Sátira sobre aliens yanquis
Quizá sin proponérselo, este film de animación digital creado en España imprime a las reglas del cartoon una mirada extraña.
Planet 51 es una empresa curiosa, cuya mayor virtud parece más producto del azar que de la necesidad. Antes de llegar a ella -y justificar nuestro puntaje- es necesario saber de qué se trata. En principio, es un film de dibujos animados generados por computadoras. En realidad, salvo la sensación realista que provee la manipulación matemática de volúmenes y perspectivas (y excluyendo la poética Pixar) estas películas no distan mucho del cartoon clásico. Sólo en cuanto a duración (el verdadero cartoon no dura más de seis minutos) y la frecuente imposibilidad de darle consistencia al mundo y mantener el humor, esto se nota más. Siguiendo esta línea, el cartoon clásico americano (cuyo santo patrón es Bugs Bunny y su máximo creador, Chuck Jones) siempre ha sido una versión satírica y exagerada de las taras de nuestro mundo y el comentario mordaz respecto de cómo el cine lo retrataba.
El presente film sigue a pies juntillas esta premisa aunque -se sospecha- por imitación. Escrito por un estadounidense y “hablado” por personal anglosajón, Planet 51 es una película española -aunque haya dinero británico y distribuidora norteamericana- que no se diferencia en nada (absolutamente en nada) de un film estadounidense. Salvo que su perspectiva es extraña. La historia es la de un planeta igual a una pequeña ciudad de Estados Unidos donde todo parece anclado en la década de los 50, salvo que hay algunos elementos raros (los alien de Alien ocupan el lugar de los perros -y orinan ácido-, los coches son antigravedad). Excepto estos detalles cosméticos, estamos en los Estados Unidos de la era Eisenhower, con sus películas de monstruos y todo. A este mundo llega, perdido, un astronauta de la Tierra (y de los Estados Unidos) que es perseguido, como invasor, por militares idiotas. Un adolescente lo ayuda a escapar: el chiste, pues, radica en la inversión de colocar a un norteamericano como invasor y alienígena. Algo que se disuelve bastante en el hecho de que el mundo “extraño”, se dijo, no tiene diferencias con los Estados Unidos. Y plantea cómo la mirada de los Estados Unidos respecto del resto del mundo (un mundo tan globalizado que las costumbres se parecen en todas partes, de allí que no resulte tan ajeno el Planet 51 ni a los españoles que lo diseñaron ni a los argentinos que lo vemos) se basa en la imposibilidad de aceptar posibilidades de vida -de modos de vida- diferentes del propio.
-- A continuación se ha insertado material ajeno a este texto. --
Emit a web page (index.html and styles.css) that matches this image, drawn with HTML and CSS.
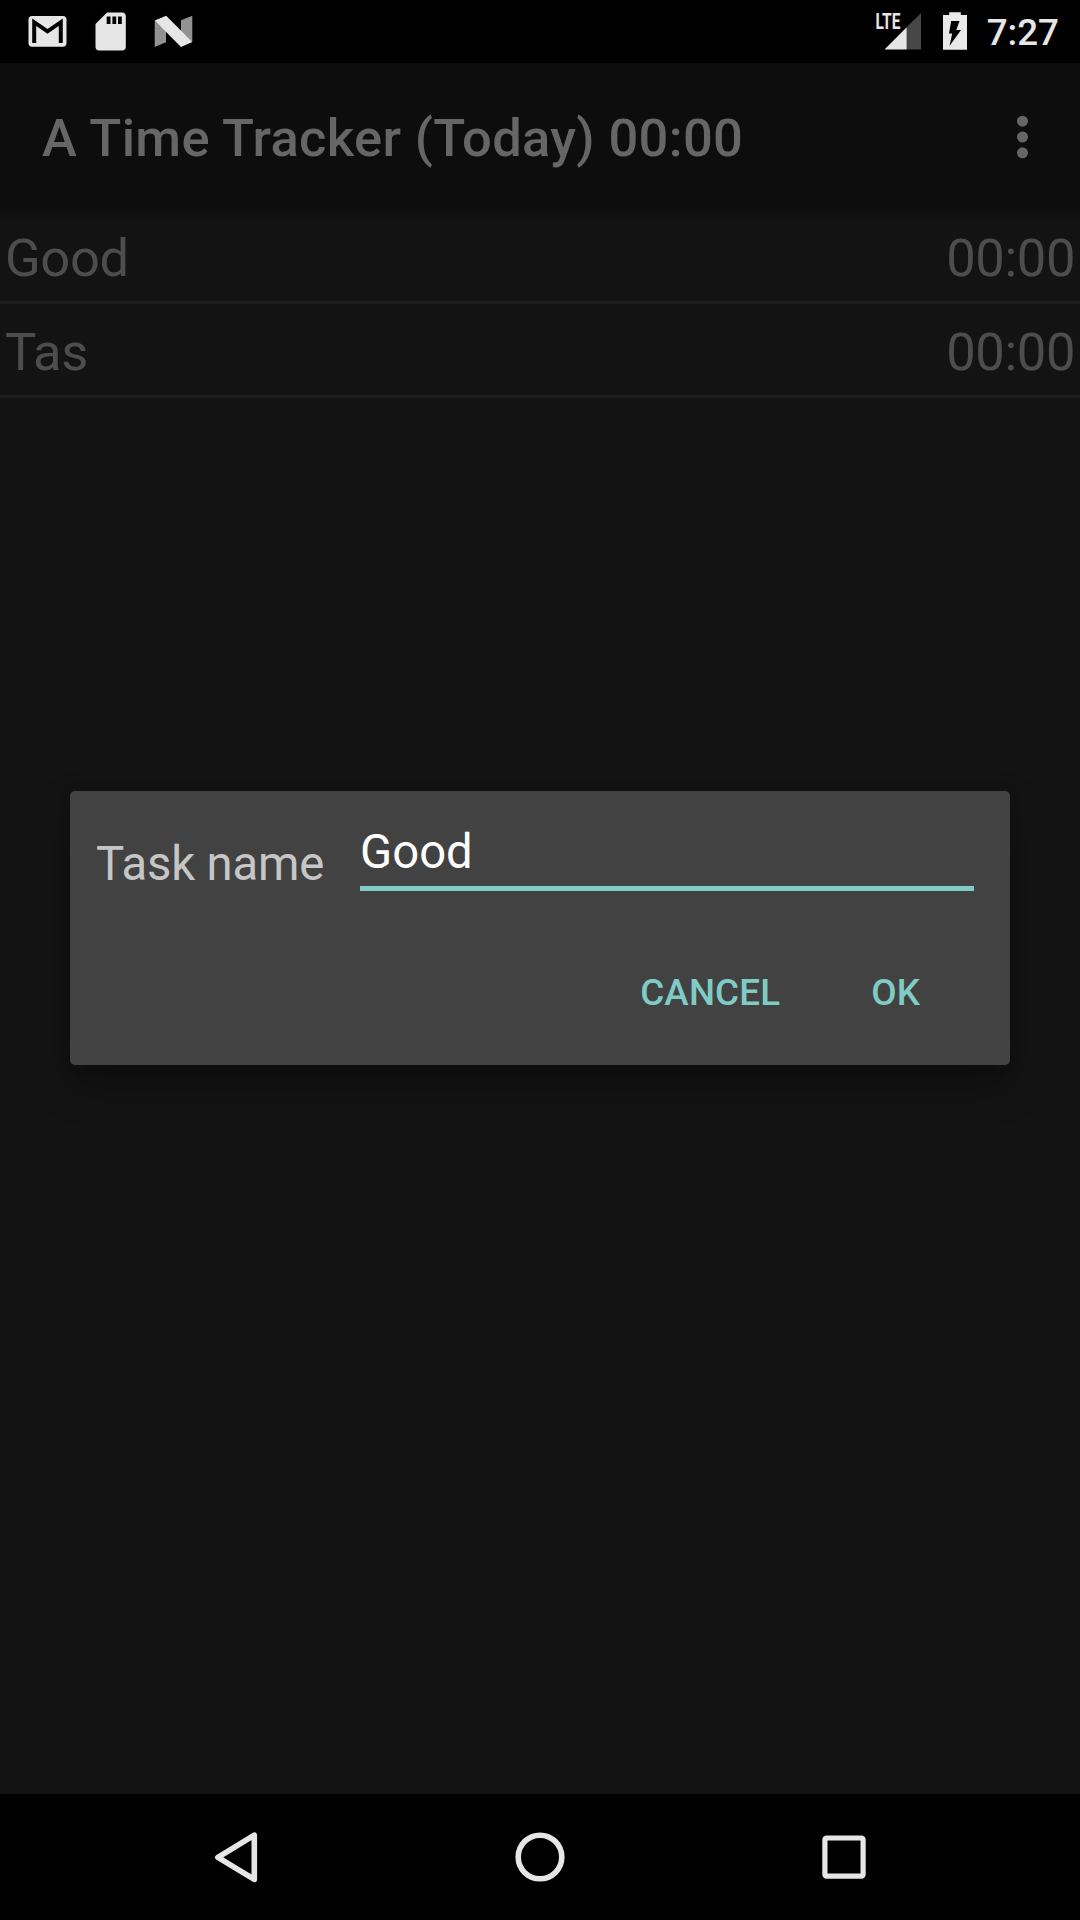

Y eso es porque las propias reglas de este mundo dejan lugar para la sátira, para el chiste sobre la cultura popular y para el estereotipo. Por la manera de plantear las relaciones entre los personajes, por la saturación a veces anacrónica de elementos “americanos” en ese mundo (un joven cuasi hippie en un mundo pre sesentas, por ejemplo) y en la necesidad de apuntar a reír de los lugares comunes de un género (la ciencia ficción americana en sus lugares comunes más triviales), los realizadores adoptan una especie de distancia más “europea” que americana. Como si de Buenos Aires sólo vieran el Obelisco y gente bailando el tango en cada bar, para entendernos. Y eso genera no sólo la efectividad del humor y la aventura, sino también el hecho de que esos personajes se parezcan a nosotros: espectadores lejanos de un planeta dominante que apenas sí considera que existimos. Dijimos: una virtud grande, al fin, aunque sólo por accidente.